Entgegen meines natürlichen Instinkts bin ich also schon seit Längerem jährlich jenseits der 1000 Meter über N.N. unterwegs. Dabei sehe ich malerische Bergseen, beeindruckende Felsformationen und wilde Urwälder. Doch das hat auch seinen „Preis“.

Habe ich doch zunächst geglaubt, dass Wandern eigentlich zu den eher entspannteren Sportarten gehört. „Man latscht halt durch die Gegend“, so mein naives Ich. Also perfekt für mich. Dementsprechend verwundert und unglaubwürdig zeige ich mich, als wir uns spezielles Schuhwerk und Stöcker zulegten. Die werdet ihr brauchen, versichert mir meine Tante. Sie wird recht behalten.

Denn mit einem gemütlichen Marsch um den Dümmer oder in den Dammer Bergen hat das überhaupt nichts mehr zu tun. Was hier noch alles als Weg durchgeht, ist mehr als abenteuerlich.

Zu Beginn erwarten einen oft noch die allseits bekannten Forststraßen. Doch schnell werden die Wege steiler und auch schmaler. In Serpentinen schlängeln wir uns auf 70 Zentimeter breiten Pfaden den Berg hoch und runter. Links und rechts steigt und fällt es im 45-Grad-Winkel ab. Die weiche Erde ist einer Mischung aus Felsen und Wurzelwerk gewichen.

Der Weg gleicht jetzt eher einem ausgetrockneten Flussbett. Teils liegt ein riesiger Felsbrocken mitten drauf oder er ist gar nicht mehr richtig zu erkennen. Die vereinzelten, zur Befestigung in den Weg eingebetteten Holzbalken leisten dabei nur bedingt Abhilfe.

„Mit einem gemütlichen Marsch um den Dümmer oder in den Dammer Bergen hat das überhaupt nichts mehr zu tun. Was hier noch alles als Weg durchgeht, ist mehr als abenteuerlich.“

Ich danke Gott (und meiner Tante) für die Stöcker. Ohne die wäre ich schon an vielen Stellen gar nicht weitergegangen. Schließlich kann ein kleiner Fehler bereits dafür sorgen, dass ich 100 oder mehr Meter in die Tiefe stürze – und das im absoluten Nirgendwo.

Das Wetter tut sein Übriges. Die Sonne brennt erbarmungslos, auf den Bergkuppen pfeift harscher Wind ungebremst über die karg bewachsenen Wiesen. Bis auf das vereinzelte Läuten einer Kuhglocke, ist nichts zu hören.

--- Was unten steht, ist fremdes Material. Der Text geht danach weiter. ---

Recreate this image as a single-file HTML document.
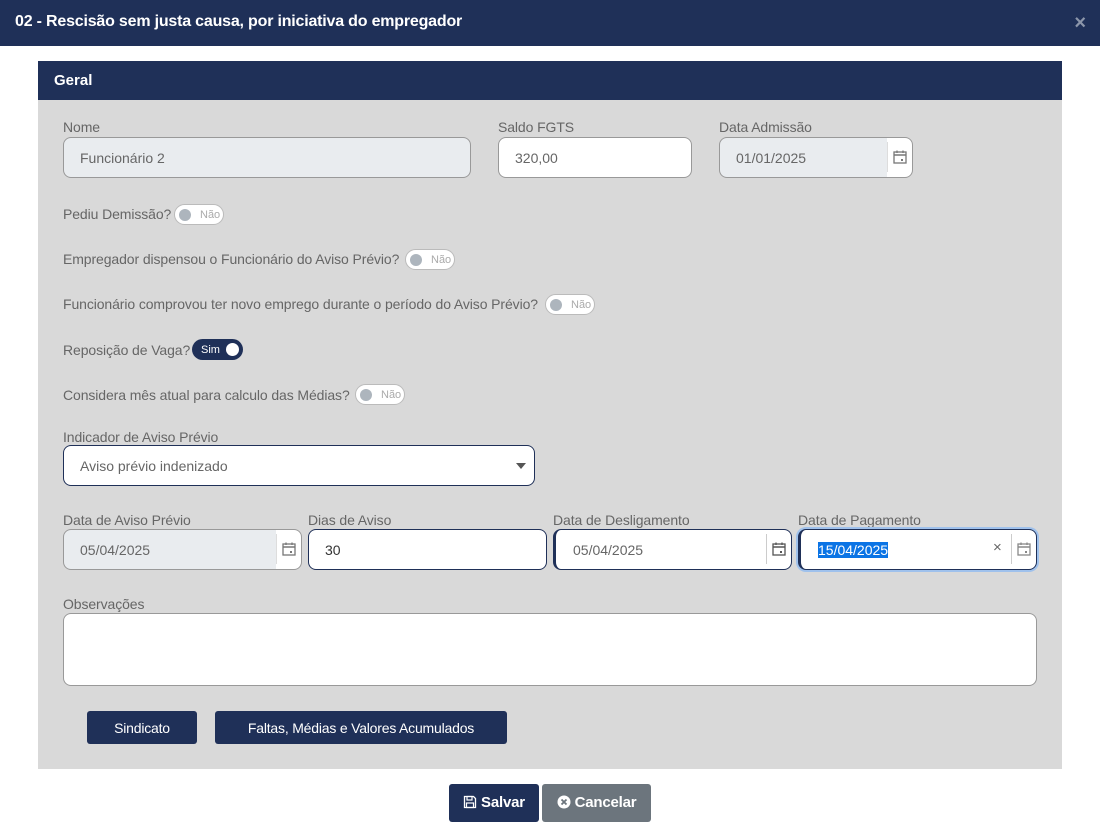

Das Ziel ist ein Wasserfall mitten im Urwald. Der Weg dorthin führt einen steilen Felsen herunter. Spätestens hier wäre für mich ohne Stöcker Schluss gewesen. Lieber hätte ich noch Seil und Karabiner gehabt. Doch beim Sport geht es ja auch darum, Grenzen auszutesten. Als wir uns schließlich an den herabstürzenden Wassermassen sattgesehen haben, treten wir den Rückweg an. Dieser wird zum Teil bereits von einem Bachlauf beansprucht.

Zurück am Auto qualmen die Füße. Nach vielen Stunden bin ich erschöpft, aber auch zufrieden. Am Abend geht es noch ins Stammlokal an der französischen Grenze. „Gar nicht schlecht für einen wie mich“, stelle ich überrascht fest. Manchmal ist es doch ganz schön, mal die Komfortzone zu verlassen.